Source data:
= = =

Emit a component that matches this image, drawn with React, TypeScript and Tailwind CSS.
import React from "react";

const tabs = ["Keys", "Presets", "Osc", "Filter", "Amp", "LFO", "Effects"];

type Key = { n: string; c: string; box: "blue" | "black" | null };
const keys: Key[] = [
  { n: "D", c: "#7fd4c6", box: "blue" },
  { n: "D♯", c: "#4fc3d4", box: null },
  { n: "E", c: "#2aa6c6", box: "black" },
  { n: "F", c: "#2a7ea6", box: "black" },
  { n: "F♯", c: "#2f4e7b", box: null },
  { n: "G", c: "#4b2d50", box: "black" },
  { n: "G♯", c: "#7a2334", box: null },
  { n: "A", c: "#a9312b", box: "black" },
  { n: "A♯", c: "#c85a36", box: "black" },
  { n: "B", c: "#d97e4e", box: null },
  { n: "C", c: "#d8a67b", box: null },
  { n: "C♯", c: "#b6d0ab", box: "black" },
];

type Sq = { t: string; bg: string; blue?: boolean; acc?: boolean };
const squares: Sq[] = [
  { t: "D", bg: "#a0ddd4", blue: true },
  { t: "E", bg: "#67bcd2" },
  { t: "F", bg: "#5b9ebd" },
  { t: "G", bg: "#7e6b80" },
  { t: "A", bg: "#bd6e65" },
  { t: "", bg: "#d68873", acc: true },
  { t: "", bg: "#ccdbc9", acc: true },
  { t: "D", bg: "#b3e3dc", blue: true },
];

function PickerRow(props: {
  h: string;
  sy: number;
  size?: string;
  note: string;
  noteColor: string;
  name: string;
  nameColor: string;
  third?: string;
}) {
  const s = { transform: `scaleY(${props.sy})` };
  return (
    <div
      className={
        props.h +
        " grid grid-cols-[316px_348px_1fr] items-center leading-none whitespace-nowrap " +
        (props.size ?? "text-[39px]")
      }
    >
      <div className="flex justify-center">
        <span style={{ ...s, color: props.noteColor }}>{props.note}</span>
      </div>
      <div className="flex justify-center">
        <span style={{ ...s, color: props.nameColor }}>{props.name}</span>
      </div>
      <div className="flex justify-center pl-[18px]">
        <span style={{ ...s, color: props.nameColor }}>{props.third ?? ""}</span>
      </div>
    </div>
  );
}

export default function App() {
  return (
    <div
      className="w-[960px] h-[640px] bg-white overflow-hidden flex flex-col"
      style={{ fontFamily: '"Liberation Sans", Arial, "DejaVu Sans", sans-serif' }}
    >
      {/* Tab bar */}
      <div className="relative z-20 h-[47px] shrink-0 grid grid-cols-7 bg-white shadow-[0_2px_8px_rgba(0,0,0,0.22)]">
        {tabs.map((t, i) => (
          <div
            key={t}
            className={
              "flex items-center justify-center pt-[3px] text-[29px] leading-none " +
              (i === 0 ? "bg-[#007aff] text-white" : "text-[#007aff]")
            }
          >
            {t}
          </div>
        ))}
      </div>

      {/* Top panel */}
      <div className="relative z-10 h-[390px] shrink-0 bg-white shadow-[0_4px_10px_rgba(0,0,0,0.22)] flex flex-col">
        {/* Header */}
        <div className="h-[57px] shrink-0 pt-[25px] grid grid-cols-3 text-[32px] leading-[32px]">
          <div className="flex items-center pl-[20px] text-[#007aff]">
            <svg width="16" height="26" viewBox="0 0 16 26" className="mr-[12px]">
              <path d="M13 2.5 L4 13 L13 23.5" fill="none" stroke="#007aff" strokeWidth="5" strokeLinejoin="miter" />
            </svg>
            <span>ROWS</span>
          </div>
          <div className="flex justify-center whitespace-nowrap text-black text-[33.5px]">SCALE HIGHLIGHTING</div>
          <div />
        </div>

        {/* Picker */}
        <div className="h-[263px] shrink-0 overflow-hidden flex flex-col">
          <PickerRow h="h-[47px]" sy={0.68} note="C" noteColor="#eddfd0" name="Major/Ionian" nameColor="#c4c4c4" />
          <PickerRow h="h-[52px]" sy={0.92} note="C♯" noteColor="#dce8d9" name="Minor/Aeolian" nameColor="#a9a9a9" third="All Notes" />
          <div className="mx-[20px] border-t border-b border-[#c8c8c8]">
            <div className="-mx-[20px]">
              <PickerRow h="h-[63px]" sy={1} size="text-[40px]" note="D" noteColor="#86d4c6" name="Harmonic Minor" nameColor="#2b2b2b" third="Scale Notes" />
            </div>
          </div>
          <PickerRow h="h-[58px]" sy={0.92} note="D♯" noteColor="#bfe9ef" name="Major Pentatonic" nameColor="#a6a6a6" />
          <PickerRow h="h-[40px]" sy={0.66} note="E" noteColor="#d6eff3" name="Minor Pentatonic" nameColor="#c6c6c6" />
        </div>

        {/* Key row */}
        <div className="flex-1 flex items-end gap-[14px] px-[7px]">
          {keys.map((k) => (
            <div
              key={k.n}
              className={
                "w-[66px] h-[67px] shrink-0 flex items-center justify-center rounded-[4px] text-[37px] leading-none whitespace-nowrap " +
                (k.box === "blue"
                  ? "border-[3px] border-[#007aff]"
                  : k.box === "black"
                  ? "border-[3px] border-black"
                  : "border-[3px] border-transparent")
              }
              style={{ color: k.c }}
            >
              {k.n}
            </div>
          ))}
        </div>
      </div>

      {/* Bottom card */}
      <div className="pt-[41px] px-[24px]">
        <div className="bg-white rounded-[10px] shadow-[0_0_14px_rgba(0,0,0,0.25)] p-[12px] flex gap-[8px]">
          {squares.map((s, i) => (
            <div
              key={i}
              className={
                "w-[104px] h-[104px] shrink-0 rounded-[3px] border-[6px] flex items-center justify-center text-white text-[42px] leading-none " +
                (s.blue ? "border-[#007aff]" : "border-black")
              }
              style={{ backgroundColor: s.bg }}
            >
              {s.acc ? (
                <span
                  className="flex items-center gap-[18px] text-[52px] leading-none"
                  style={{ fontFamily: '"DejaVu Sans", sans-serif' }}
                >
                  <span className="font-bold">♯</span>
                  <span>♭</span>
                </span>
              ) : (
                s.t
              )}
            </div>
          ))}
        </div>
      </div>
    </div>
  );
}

= = =

Task description: Within the listing above, work out how many lines contain the string "React", and reply with that number only.

Answer to the task: 2